- _The problem_
Where a line contains the string "with", copy that line.

** START OF Given records **

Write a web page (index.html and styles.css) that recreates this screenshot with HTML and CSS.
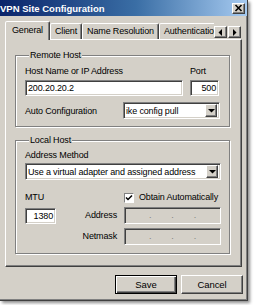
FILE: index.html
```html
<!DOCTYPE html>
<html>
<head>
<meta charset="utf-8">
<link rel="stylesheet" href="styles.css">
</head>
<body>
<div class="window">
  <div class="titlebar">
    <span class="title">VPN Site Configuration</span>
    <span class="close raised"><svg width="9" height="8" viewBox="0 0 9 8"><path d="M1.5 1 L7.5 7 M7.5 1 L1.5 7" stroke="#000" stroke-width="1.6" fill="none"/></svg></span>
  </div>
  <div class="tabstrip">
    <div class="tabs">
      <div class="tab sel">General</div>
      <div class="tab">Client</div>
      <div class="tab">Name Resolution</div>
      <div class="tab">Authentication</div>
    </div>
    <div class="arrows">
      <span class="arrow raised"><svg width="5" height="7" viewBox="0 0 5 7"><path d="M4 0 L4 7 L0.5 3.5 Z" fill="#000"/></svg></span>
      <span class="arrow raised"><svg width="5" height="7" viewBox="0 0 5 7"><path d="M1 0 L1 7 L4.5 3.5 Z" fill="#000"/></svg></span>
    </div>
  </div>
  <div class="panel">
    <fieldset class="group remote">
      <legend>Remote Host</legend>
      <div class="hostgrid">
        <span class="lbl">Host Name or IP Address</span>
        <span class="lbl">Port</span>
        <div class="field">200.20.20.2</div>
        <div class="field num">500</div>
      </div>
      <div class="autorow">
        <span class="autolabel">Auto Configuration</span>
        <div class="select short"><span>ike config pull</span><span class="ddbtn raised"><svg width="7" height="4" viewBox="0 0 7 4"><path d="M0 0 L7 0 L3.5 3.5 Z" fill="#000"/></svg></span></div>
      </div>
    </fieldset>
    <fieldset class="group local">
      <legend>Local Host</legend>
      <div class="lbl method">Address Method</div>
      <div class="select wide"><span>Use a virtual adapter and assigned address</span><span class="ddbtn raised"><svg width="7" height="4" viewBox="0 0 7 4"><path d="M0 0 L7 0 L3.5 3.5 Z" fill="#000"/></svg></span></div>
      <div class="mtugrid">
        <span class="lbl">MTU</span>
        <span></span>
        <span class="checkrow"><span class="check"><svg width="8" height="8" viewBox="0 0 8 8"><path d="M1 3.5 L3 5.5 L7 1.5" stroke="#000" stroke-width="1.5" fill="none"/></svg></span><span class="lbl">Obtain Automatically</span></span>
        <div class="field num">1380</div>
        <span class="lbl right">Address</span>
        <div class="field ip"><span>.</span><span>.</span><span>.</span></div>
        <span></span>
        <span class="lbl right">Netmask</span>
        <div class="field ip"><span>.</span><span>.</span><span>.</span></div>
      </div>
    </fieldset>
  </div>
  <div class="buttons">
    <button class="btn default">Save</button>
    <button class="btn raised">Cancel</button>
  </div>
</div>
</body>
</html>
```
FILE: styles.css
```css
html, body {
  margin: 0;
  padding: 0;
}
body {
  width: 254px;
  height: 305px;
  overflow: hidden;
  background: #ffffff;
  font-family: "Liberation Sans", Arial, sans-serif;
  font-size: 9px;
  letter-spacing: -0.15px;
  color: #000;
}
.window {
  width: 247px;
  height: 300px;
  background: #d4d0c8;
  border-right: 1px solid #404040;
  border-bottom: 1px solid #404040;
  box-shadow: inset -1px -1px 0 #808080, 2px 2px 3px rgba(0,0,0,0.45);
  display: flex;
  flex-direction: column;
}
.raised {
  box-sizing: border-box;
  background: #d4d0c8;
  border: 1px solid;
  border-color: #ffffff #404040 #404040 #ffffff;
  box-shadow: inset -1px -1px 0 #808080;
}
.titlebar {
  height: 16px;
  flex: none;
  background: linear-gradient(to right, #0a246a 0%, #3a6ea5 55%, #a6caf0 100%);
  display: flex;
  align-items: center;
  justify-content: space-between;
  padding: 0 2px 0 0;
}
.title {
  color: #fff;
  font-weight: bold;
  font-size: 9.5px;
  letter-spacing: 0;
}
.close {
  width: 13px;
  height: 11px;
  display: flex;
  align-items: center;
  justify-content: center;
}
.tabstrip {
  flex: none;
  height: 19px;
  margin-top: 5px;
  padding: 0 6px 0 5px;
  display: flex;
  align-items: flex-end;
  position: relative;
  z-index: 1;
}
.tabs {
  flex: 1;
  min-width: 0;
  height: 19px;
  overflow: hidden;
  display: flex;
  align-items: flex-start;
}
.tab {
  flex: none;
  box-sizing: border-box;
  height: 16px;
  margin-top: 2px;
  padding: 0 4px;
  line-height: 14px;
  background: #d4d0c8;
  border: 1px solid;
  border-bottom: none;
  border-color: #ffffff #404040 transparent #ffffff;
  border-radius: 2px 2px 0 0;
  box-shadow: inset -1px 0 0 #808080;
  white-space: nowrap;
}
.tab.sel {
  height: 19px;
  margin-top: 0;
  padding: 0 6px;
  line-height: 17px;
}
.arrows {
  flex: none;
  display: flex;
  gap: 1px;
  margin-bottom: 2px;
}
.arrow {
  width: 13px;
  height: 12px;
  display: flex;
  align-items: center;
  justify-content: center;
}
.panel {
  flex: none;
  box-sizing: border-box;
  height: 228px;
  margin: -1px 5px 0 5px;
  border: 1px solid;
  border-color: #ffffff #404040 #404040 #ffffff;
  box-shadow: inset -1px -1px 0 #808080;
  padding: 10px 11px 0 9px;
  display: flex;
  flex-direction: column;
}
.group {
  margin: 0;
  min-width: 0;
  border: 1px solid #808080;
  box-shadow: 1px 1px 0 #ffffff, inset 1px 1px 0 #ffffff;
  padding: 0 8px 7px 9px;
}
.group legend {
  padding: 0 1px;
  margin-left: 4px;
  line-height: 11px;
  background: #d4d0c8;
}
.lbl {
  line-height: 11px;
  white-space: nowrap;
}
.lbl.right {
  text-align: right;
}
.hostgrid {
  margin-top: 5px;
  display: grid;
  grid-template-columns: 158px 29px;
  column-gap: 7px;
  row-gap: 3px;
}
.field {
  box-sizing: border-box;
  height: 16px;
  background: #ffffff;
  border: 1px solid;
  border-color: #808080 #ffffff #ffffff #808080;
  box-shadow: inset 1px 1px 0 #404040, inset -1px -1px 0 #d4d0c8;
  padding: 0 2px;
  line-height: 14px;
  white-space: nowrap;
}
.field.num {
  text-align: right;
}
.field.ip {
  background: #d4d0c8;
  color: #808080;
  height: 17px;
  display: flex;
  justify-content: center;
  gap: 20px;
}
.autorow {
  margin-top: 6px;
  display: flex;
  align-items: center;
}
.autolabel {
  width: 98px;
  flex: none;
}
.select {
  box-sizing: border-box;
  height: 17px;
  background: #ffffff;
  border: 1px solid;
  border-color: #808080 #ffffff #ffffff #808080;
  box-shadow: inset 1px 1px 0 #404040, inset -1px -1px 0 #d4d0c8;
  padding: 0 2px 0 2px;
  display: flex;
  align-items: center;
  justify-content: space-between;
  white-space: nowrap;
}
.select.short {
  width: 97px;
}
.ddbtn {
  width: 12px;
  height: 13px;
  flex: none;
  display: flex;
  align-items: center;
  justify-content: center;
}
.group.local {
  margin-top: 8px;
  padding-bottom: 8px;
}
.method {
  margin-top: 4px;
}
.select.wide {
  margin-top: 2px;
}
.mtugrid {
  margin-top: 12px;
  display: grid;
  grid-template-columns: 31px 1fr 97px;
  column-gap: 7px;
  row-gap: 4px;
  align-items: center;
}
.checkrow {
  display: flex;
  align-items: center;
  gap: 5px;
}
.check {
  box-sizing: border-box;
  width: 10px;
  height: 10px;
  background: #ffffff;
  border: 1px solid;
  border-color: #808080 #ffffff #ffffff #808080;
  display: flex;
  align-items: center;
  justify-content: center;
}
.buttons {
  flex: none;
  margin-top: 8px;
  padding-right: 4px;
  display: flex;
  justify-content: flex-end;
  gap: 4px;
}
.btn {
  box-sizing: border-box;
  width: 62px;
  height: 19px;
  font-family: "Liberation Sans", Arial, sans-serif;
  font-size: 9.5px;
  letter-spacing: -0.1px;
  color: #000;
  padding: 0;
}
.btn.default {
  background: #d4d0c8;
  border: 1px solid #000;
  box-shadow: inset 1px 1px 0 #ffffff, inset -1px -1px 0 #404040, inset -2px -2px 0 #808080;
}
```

** END OF Given records **
** START OF Given records **

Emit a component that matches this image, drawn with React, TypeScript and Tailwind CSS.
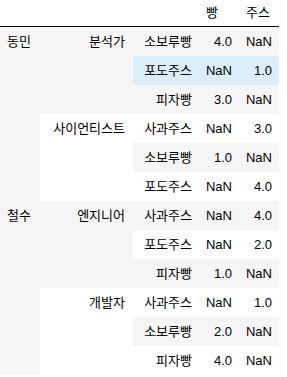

** END OF Given records **

- _Solution for this task_
Write a web page (index.html and styles.css) that recreates this screenshot with HTML and CSS.
Emit a component that matches this image, drawn with React, TypeScript and Tailwind CSS.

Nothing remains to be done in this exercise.